Thursday, November 29, 2012

Tuesday's Dinner



Tuesday night's dinner was one of the best I've made in a little while. Cooking, I should note, is one of my favorite recreational activities. A disproportionate percentage of my meager income and scant free time goes towards to acquisition and preparation of delicious, usually sorta "weird," food.

The meal pictured is a perfect example. I'm not even sure what to call it, to be honest. Instead, I'll just describe it, on the off chance anyone would like to try it themselves.

Ingredients:

-a pound or so of Pork Liver
-Kale
-Cheddar cheese
-Red Bell Pepper
-Mushrooms (woodear in this case)
-Red Onion
-Garlic
-Liverwurst
-Acorn Squash
-Butter
-Maple Syrup
-Chicken Stock
-A dryish White Wine
-noted spices

Here's how it goes together:

Prep your squash the usual way (google it for details), halve-score-butter-cinnamon-syrup, into the oven at 325 with a little water in the pan until it's tender and browned.
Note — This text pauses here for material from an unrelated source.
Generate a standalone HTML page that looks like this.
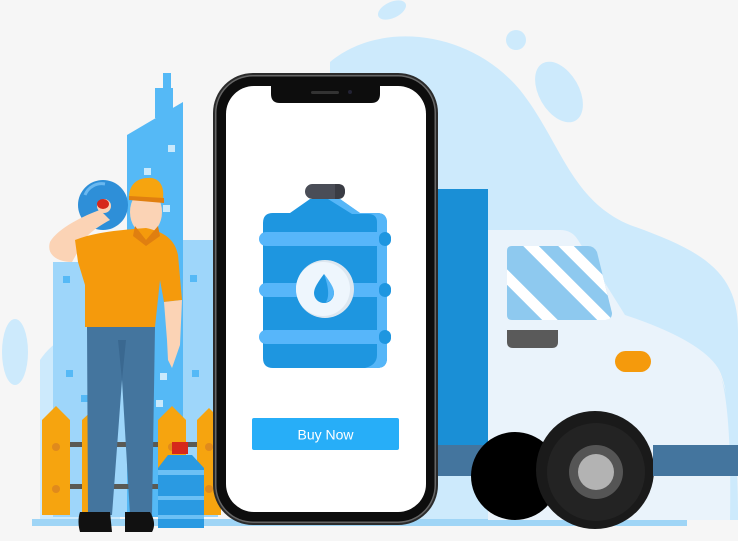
<!DOCTYPE html>
<html><head><meta charset="utf-8"><style>
html,body{margin:0;padding:0;background:#f6f6f6;width:738px;height:541px;overflow:hidden}
svg{display:block}
</style></head><body>
<svg width="738" height="541" viewBox="0 0 738 541" xmlns="http://www.w3.org/2000/svg">
<rect width="738" height="541" fill="#f6f6f6"/>
<path d="M330 62 C380 20 470 30 520 90 C560 140 570 200 630 225 C700 250 738 270 738 330 L738 470 C728 400 725 380 718 368 C738 420 738 480 738 520 L330 520 Z" fill="#cdeafc"/>
<path d="M40 360 C60 330 100 320 120 340 L120 520 L40 520 Z" fill="#cdeafc"/>
<ellipse cx="392" cy="10" rx="15" ry="8" transform="rotate(-25 392 10)" fill="#cdeafc"/>
<circle cx="516" cy="40" r="10" fill="#cdeafc"/>
<ellipse cx="559" cy="92" rx="20" ry="33" transform="rotate(-30 559 92)" fill="#cdeafc"/>
<ellipse cx="15" cy="352" rx="13" ry="33" fill="#cdeafc"/>
<rect x="53" y="262" width="75" height="255" fill="#9ed6fa"/>
<rect x="183" y="240" width="35" height="277" fill="#9ed6fa"/>
<path d="M127 135 L183 102 L183 517 L127 517 Z" fill="#55b9f6"/>
<rect x="155" y="88" width="18" height="30" fill="#55b9f6"/>
<rect x="163" y="73" width="8" height="20" fill="#55b9f6"/>
<g fill="#c9e9fc"><rect x="168" y="145" width="7" height="7"/><rect x="144" y="168" width="7" height="7"/><rect x="163" y="205" width="7" height="7"/><rect x="160" y="373" width="7" height="7"/><rect x="156" y="400" width="7" height="7"/></g>
<g fill="#55b9f6"><rect x="63" y="276" width="7" height="7"/><rect x="88" y="274" width="7" height="7"/><rect x="66" y="370" width="7" height="7"/><rect x="81" y="395" width="7" height="7"/><rect x="190" y="275" width="7" height="7"/><rect x="192" y="370" width="7" height="7"/></g>
<rect x="55" y="442" width="160" height="5" fill="#5a5a55"/>
<rect x="55" y="484" width="160" height="5" fill="#5a5a55"/>
<g fill="#f6a40f">
<path d="M42 420 L56 406 L70 420 L70 515 L42 515 Z"/>
<path d="M82 420 L95 408 L108 420 L108 515 L82 515 Z"/>
<path d="M158 420 L172 406 L186 420 L186 515 L158 515 Z"/>
<path d="M197 420 L209 408 L221 420 L221 515 L197 515 Z"/>
</g>
<g fill="#e08a1c"><circle cx="56" cy="447" r="4"/><circle cx="56" cy="489" r="4"/><circle cx="172" cy="447" r="4"/><circle cx="209" cy="447" r="4"/><circle cx="209" cy="489" r="4"/></g>
<rect x="32" y="519" width="655" height="7" fill="#9fd5f6"/>
<circle cx="103" cy="205" r="25" fill="#2e8fd8"/>
<path d="M85 195 A18 18 0 0 1 105 184" stroke="#6ab8f0" stroke-width="3" fill="none"/>
<path d="M72 262 C58 262 46 255 50 242 C58 228 85 215 100 210 L110 220 C95 228 82 238 80 248 Z" fill="#fbd3b5"/>
<circle cx="104" cy="206" r="7" fill="#fbd3b5"/>
<ellipse cx="103" cy="204" rx="6" ry="5" fill="#d6281b"/>
<ellipse cx="146" cy="212" rx="16" ry="22" fill="#fbd3b5"/>
<path d="M129 200 C128 182 140 177 152 178 C162 180 164 190 163 198 Z" fill="#f6a40f"/>
<path d="M129 196 L164 198 L164 203 L129 200 Z" fill="#e07f10"/>
<path d="M75 240 C95 232 120 230 146 228 C165 232 175 240 178 255 L182 300 L164 302 L160 280 L155 327 L85 327 L85 285 L78 262 Z" fill="#f59a0c"/>
<path d="M135 226 L146 240 L158 226 L160 236 L146 246 L133 236 Z" fill="#e07f10"/>
<path d="M164 302 L182 300 L180 345 L172 368 L168 360 L167 340 Z" fill="#fbd3b5"/>
<path d="M87 327 L155 327 L152 515 L130 515 L122 380 L112 515 L88 515 Z" fill="#44759e"/>
<path d="M118 340 L122 380 L126 340 Z" fill="#3a6890"/>
<path d="M80 512 L110 512 L112 532 L80 532 C78 525 78 518 80 512 Z" fill="#111"/>
<path d="M125 512 L150 512 C155 520 155 527 152 532 L125 532 Z" fill="#111"/>
<rect x="172" y="442" width="16" height="12" fill="#d6281b"/>
<path d="M168 455 L192 455 L204 468 L204 528 L158 528 L158 468 Z" fill="#2a9ae2"/>
<g fill="#6cc0f5"><rect x="158" y="470" width="46" height="5"/><rect x="158" y="496" width="46" height="4"/><rect x="158" y="515" width="46" height="4"/></g>
<rect x="437" y="189" width="51" height="256" fill="#1a8fd6"/>
<path d="M488 230 L560 230 Q572 230 578 240 L625 315 Q700 340 718 368 Q732 400 730 520 L488 520 Z" fill="#eaf3fb"/>
<defs><clipPath id="w"><path d="M512 246 L588 246 Q594 246 597 252 L612 313 Q612 320 605 320 L512 320 Q507 320 507 315 L507 251 Q507 246 512 246 Z"/></clipPath></defs>
<g clip-path="url(#w)">
<rect x="500" y="240" width="120" height="85" fill="#8ec9ef"/>
<g stroke="#fff" stroke-width="11"><line x1="490" y1="260" x2="560" y2="330"/><line x1="520" y1="235" x2="610" y2="325"/><line x1="555" y1="235" x2="640" y2="320"/></g>
</g>
<path d="M507 330 L558 330 L558 342 Q558 348 552 348 L513 348 Q507 348 507 342 Z" fill="#5a5a5a"/>
<rect x="615" y="351" width="36" height="21" rx="10.5" fill="#f59a0c"/>
<rect x="437" y="445" width="100" height="31" fill="#44759e"/>
<circle cx="515" cy="476" r="44" fill="#000"/>
<circle cx="595" cy="470" r="59" fill="#1a1a1a"/>
<circle cx="596" cy="472" r="49" fill="#232323"/>
<circle cx="596" cy="472" r="27" fill="#555"/>
<circle cx="596" cy="472" r="18" fill="#b3b3b3"/>
<rect x="653" y="445" width="85" height="31" fill="#44759e"/>
<rect x="213" y="73" width="225" height="452" rx="40" fill="#2b2b2b"/>
<rect x="215" y="75" width="221" height="448" rx="38" fill="#666"/>
<rect x="216.5" y="76.5" width="218" height="445" rx="36.5" fill="#0d0d0d"/>
<rect x="226" y="86" width="200" height="426" rx="28" fill="#fff"/>
<path d="M271 86 L380 86 L380 94 Q380 103 371 103 L280 103 Q271 103 271 94 Z" fill="#0d0d0d"/>
<rect x="311" y="91" width="28" height="3" rx="1.5" fill="#333"/>
<circle cx="350" cy="92" r="2" fill="#223"/>
<rect x="305" y="184" width="40" height="15" rx="7.5" fill="#4a4d57"/>
<path d="M335 184 L338 184 Q345 184 345 191 Q345 199 338 199 L335 199 Z" fill="#3a3c44"/>
<path d="M310 199 L340 199 L360 213 L377 213 Q387 213 387 223 L387 358 Q387 368 377 368 L273 368 Q263 368 263 358 L263 223 Q263 213 273 213 L290 213 Z" fill="#1e96e0"/>
<path d="M328 199 L340 199 L360 213 L377 213 Q387 213 387 223 L387 358 Q387 368 377 368 L365 368 Q377 365 377 355 L377 222 Q377 214 368 214 L352 214 Z" fill="#55b6f8"/>
<g fill="#57b6fa"><rect x="259" y="232" width="132" height="14" rx="7"/><rect x="259" y="283" width="132" height="14" rx="7"/><rect x="259" y="330" width="132" height="14" rx="7"/></g>
<g fill="#1e96e0"><rect x="379" y="232" width="12" height="14" rx="6"/><rect x="379" y="283" width="12" height="14" rx="6"/><rect x="379" y="330" width="12" height="14" rx="6"/></g>
<circle cx="325" cy="289" r="29" fill="#dde7f0"/>
<circle cx="323" cy="289" r="27" fill="#eef6fd"/>
<path d="M324 274 C330 282 334 288 334 293 A10 10 0 0 1 314 293 C314 288 318 282 324 274 Z" fill="#1e96e0"/>
<path d="M324 274 C330 282 334 288 334 293 A10 10 0 0 1 326 302 C330 296 328 285 324 274 Z" fill="#55b6f8"/>
<rect x="252" y="418" width="147" height="32" rx="2" fill="#27aef8"/>
<text x="325.5" y="439.5" text-anchor="middle" font-family="Liberation Sans, sans-serif" font-size="14" fill="#fff">Buy Now</text>
</svg>
</body></html>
While that's working-

Cut the liver up into small chunks, call it walnut-sized. Put them in a bowl of water with a little vinegar or citrus juice to soak (they will brown on the outside). Chop your kale into strips and shred enough cheese to cover the liver and kale when they're in the pan later, just make a guess. Set those aside.

Chop a good amount of onion to whatever size you prefer, as well as the garlic cloves, red pepper, and mushrooms. Chop a bit of liverwurst into smaller chunks as well. You may notice that I don't give exact amounts, which is partially because I never measure them, and partially because the amounts will change based on my mood. You know how much food you want to eat, not me.

Drain the liver chunks thoroughly and toss with a bit of salt, pepper, and cinnamon after you chop the veggies.

Put a frying pan on the stove and set the flame to medium-low. Add a pat of butter, then start sauteeing the veggies. First add the onion, then the garlic, then the pepper, followed by the mushrooms and liverwurst together. Stir it constantly, especially to break up the liverwurst and distribute it throughout the mixture.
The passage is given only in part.